Later, it was Trump the presidential candidate who met Dinesh Chawla’s brother, setting in motion the partnership with the Trump Organization for the Mississippi hotel. And it was Trump the president whose administration came to Chawla’s aid during the pandemic.

“There’s some irony in that,” he said.

Chawla explained that the government money was not keeping his business afloat. But it was necessary to avoid layoffs at his existing hotels in the area — a Hampton Inn, a Quality Inn and a Holiday Inn Express — as well as the former Scion property. He said he also has a partial stake in other hotels that received about $100,000 in SBA funding, and he recently received word from the agency that he might qualify for additional loans up to $250,000.

To date, Chawla is the rare Trump family business associate, past or present, to acknowledge tapping federal funding for the pandemic. A dozen other businesses contacted by The New York Times, including restaurants in Trump hotels and tenants in the president’s various properties, denied participating in the SBA program, declined to discuss the subject or did not respond. Suresh Chawla, formerly a partner with his brother in the Mississippi hotel, did not respond.

A spokeswoman for the Trump Organization also did not respond to a request for comment.

The SBA has failed to make public the list of recipients. Some public companies have disclosed the loans in regulatory filings, fueling criticism of the program, which has been dogged by technical glitches and concerns that large businesses jumped the line. Some of them later returned the money after the Trump administration both provided new guidance and threatened repercussions.

As a local hotelier, Dinesh Chawla is the sort of small business owner intended for the program. In a Facebook post, he praised the government officials that had made it happen.

“I’m delighted to report that not a single employee will be laid off, and when the new hotel gets the greenlight to open, the company will be adding even more employees to the rolls,” he wrote.

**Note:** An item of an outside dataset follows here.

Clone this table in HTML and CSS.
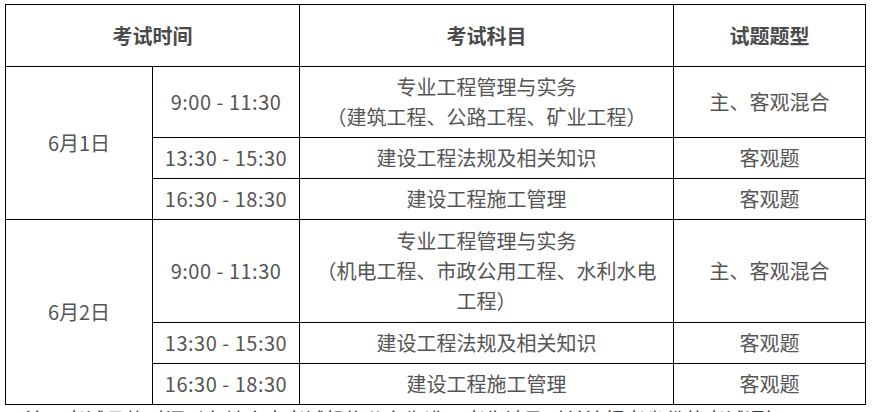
FILE: index.html
```html
<!DOCTYPE html>
<html lang="zh-CN">
<head>
<meta charset="utf-8">
<link rel="stylesheet" href="styles.css">
</head>
<body>
<div class="page">
<table class="exam">
  <colgroup>
    <col class="c1"><col class="c2"><col class="c3"><col class="c4">
  </colgroup>
  <thead>
    <tr><th colspan="2">考试时间</th><th>考试科目</th><th>试题题型</th></tr>
  </thead>
  <tbody>
    <tr><td rowspan="3">6月1日</td><td class="time">9:00 - 11:30</td><td>专业工程管理与实务<br>（建筑工程、公路工程、矿业工程）</td><td>主、客观混合</td></tr>
    <tr><td class="time">13:30 - 15:30</td><td>建设工程法规及相关知识</td><td>客观题</td></tr>
    <tr><td class="time">16:30 - 18:30</td><td>建设工程施工管理</td><td>客观题</td></tr>
    <tr><td rowspan="3">6月2日</td><td class="time">9:00 - 11:30</td><td class="wrap">专业工程管理与实务<br>（机电工程、市政公用工程、水利水电工程）</td><td>主、客观混合</td></tr>
    <tr><td class="time">13:30 - 15:30</td><td>建设工程法规及相关知识</td><td>客观题</td></tr>
    <tr><td class="time">16:30 - 18:30</td><td>建设工程施工管理</td><td>客观题</td></tr>
  </tbody>
</table>
<p class="note">注：考试具体时间以各地人事考试机构公布为准，考生请及时关注报考省份的考试通知。</p>
</div>
</body>
</html>
```
FILE: styles.css
```css
html, body { margin: 0; padding: 0; background: #fff; }
body { font-family: "Noto Sans CJK SC", "Noto Sans", sans-serif; color: #555; }
.page { padding: 4px 0 0 5px; }
.exam {
  border-collapse: collapse;
  table-layout: fixed;
  width: 861px;
  font-size: 20px;
}
.c1 { width: 147px; }
.c2 { width: 147px; }
.c3 { width: 374px; }
.c4 { width: 192px; }
.exam th, .exam td {
  border: 1px solid #000;
  text-align: center;
  vertical-align: middle;
  line-height: 30px;
  padding: 5px 4px;
  font-weight: normal;
}
.exam th {
  font-weight: bold;
  padding: 15px 4px;
  line-height: 31px;
  color: #4a4a4a;
}
.exam td.time { letter-spacing: 0.5px; }
.exam td.wrap { padding: 6px 12px; }
.exam tbody tr { height: 41px; }
.note { margin: 3px 0 0 0; font-size: 20px; line-height: 24px; color: #333; padding-left: 20px; }
```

Chawla briefly worried he would not qualify for the SBA program, which is not available to anyone on probation or parole. In August, he was arrested in Memphis on felony charges that he stole luggage from an airport baggage claim area. Prosecutors eventually dropped the case, and Chawla acknowledged in an interview that he had used bad judgment and sought counseling.

Since the case concluded in November, Chawla has been focused on completing the new development. The $27 million property will include a hotel — known as the Lyric instead of Scion — as well as restaurants and a music venue.

The development was initially expected to open in fall 2018, but the Trumps extended the timeline as they sought to redesign the meeting spaces and spruce up the clubhouse. Then early last year, Trump’s eldest sons, who oversee the family business, called off the deal, citing increasing scrutiny of their business from congressional Democrats and the media.

“I lost about $2 million in investment, lost business, interest, redesign and increased construction costs because of the delays of the Trump period,” Chawla said. But he did not “feel that it was a total loss,” he added, as the Trumps offered helpful expertise.

“The Trump experience — with all of its ups and downs — was a life-changing one, and they were universally encouraging and instructive to me,” he said.

Before the pandemic, Chawla had hoped to open this spring. A partial opening is now planned for late June.